**Exercise objective**
Give back exactly the lines from the beginning of the listing below to the line holding "type Variant = 'normal'", both ends included; the pictures stay out.

**Recorded information**

-----

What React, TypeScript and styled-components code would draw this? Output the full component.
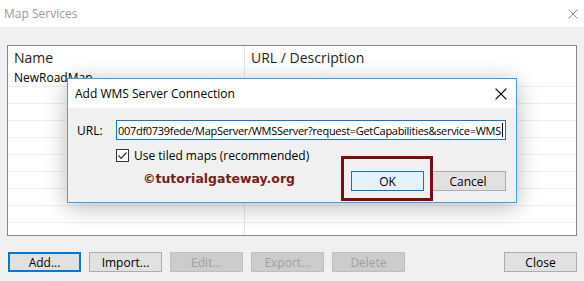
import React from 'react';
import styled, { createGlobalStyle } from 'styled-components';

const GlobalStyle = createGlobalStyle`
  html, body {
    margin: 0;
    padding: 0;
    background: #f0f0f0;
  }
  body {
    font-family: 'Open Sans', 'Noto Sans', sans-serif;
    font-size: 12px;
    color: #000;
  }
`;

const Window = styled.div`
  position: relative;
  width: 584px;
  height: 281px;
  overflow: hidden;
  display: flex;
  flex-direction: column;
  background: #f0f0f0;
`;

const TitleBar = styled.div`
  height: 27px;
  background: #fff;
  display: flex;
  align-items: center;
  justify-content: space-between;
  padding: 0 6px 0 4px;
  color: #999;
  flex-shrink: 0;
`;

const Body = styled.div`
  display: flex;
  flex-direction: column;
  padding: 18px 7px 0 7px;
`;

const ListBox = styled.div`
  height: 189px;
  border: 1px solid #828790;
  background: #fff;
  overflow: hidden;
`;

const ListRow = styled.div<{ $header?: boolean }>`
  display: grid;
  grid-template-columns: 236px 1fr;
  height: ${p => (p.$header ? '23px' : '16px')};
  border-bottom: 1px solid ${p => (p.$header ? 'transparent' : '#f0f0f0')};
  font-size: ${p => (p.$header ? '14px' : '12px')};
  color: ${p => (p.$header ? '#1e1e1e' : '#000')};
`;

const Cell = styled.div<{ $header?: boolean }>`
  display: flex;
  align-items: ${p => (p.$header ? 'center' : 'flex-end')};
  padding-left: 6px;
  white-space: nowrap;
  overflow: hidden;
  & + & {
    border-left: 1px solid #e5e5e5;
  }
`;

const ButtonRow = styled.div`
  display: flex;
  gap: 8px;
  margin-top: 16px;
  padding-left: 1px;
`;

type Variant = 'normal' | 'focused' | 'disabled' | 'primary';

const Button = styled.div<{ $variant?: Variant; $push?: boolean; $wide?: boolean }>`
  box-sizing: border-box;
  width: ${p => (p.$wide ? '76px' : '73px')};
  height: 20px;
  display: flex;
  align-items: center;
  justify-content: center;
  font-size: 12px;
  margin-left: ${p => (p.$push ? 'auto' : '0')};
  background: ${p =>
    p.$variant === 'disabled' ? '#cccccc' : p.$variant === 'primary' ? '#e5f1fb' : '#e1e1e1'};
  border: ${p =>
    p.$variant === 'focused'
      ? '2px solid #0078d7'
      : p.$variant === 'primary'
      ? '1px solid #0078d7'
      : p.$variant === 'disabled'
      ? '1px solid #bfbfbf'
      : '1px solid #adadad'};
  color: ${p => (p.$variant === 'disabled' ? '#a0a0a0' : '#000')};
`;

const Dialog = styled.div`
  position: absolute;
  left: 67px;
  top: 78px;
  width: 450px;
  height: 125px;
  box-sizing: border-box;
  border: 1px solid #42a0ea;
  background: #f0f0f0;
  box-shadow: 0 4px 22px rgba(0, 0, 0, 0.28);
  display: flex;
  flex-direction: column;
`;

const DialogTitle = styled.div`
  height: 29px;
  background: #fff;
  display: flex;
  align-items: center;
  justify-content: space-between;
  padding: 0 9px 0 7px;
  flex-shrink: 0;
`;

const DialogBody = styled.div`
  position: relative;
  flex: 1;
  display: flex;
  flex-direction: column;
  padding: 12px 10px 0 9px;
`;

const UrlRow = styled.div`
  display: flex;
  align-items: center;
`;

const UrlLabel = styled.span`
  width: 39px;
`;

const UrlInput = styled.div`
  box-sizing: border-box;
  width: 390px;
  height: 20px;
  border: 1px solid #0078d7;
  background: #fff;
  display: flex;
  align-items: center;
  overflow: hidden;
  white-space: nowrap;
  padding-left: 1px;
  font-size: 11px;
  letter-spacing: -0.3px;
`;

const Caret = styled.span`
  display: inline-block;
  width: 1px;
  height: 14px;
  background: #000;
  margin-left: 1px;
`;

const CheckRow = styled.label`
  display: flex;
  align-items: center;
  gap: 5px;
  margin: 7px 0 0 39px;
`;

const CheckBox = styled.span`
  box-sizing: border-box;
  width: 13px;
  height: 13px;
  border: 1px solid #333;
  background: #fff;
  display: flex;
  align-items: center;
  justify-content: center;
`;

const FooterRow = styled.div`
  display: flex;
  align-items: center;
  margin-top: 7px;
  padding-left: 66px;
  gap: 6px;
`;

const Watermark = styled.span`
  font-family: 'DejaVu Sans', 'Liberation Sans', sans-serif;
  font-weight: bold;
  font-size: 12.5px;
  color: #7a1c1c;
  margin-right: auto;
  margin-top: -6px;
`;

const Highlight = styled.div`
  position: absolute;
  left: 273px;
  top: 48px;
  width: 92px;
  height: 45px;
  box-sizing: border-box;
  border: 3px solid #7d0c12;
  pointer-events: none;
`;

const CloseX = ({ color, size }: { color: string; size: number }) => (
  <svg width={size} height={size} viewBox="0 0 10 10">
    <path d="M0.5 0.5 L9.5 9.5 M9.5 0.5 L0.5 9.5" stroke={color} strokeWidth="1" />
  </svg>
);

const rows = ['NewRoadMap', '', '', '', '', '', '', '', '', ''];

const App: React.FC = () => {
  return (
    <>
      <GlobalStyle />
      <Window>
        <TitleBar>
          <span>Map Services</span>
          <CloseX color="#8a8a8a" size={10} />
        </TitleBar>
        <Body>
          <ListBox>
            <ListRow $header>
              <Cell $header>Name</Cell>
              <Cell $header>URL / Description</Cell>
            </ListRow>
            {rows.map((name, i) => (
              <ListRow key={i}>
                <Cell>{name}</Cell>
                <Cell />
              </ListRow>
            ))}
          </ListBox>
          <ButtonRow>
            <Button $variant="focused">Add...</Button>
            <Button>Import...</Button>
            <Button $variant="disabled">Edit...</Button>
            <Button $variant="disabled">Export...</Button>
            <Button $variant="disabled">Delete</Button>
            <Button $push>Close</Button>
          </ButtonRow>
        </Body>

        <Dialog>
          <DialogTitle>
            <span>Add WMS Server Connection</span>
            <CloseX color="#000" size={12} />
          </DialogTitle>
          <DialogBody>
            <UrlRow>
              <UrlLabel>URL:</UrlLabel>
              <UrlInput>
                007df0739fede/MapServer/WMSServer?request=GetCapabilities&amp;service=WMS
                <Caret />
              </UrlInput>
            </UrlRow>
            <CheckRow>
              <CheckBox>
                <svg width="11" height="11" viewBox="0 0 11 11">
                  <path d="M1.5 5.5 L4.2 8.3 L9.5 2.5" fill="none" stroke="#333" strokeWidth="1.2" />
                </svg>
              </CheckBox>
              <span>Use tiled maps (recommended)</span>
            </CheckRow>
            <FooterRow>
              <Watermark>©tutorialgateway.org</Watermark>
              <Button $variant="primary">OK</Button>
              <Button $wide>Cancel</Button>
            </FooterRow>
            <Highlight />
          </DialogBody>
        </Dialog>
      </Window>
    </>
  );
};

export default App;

-----

**Complete answer**
What React, TypeScript and styled-components code would draw this? Output the full component.
import React from 'react';
import styled, { createGlobalStyle } from 'styled-components';

const GlobalStyle = createGlobalStyle`
  html, body {
    margin: 0;
    padding: 0;
    background: #f0f0f0;
  }
  body {
    font-family: 'Open Sans', 'Noto Sans', sans-serif;
    font-size: 12px;
    color: #000;
  }
`;

const Window = styled.div`
  position: relative;
  width: 584px;
  height: 281px;
  overflow: hidden;
  display: flex;
  flex-direction: column;
  background: #f0f0f0;
`;

const TitleBar = styled.div`
  height: 27px;
  background: #fff;
  display: flex;
  align-items: center;
  justify-content: space-between;
  padding: 0 6px 0 4px;
  color: #999;
  flex-shrink: 0;
`;

const Body = styled.div`
  display: flex;
  flex-direction: column;
  padding: 18px 7px 0 7px;
`;

const ListBox = styled.div`
  height: 189px;
  border: 1px solid #828790;
  background: #fff;
  overflow: hidden;
`;

const ListRow = styled.div<{ $header?: boolean }>`
  display: grid;
  grid-template-columns: 236px 1fr;
  height: ${p => (p.$header ? '23px' : '16px')};
  border-bottom: 1px solid ${p => (p.$header ? 'transparent' : '#f0f0f0')};
  font-size: ${p => (p.$header ? '14px' : '12px')};
  color: ${p => (p.$header ? '#1e1e1e' : '#000')};
`;

const Cell = styled.div<{ $header?: boolean }>`
  display: flex;
  align-items: ${p => (p.$header ? 'center' : 'flex-end')};
  padding-left: 6px;
  white-space: nowrap;
  overflow: hidden;
  & + & {
    border-left: 1px solid #e5e5e5;
  }
`;

const ButtonRow = styled.div`
  display: flex;
  gap: 8px;
  margin-top: 16px;
  padding-left: 1px;
`;

type Variant = 'normal' | 'focused' | 'disabled' | 'primary';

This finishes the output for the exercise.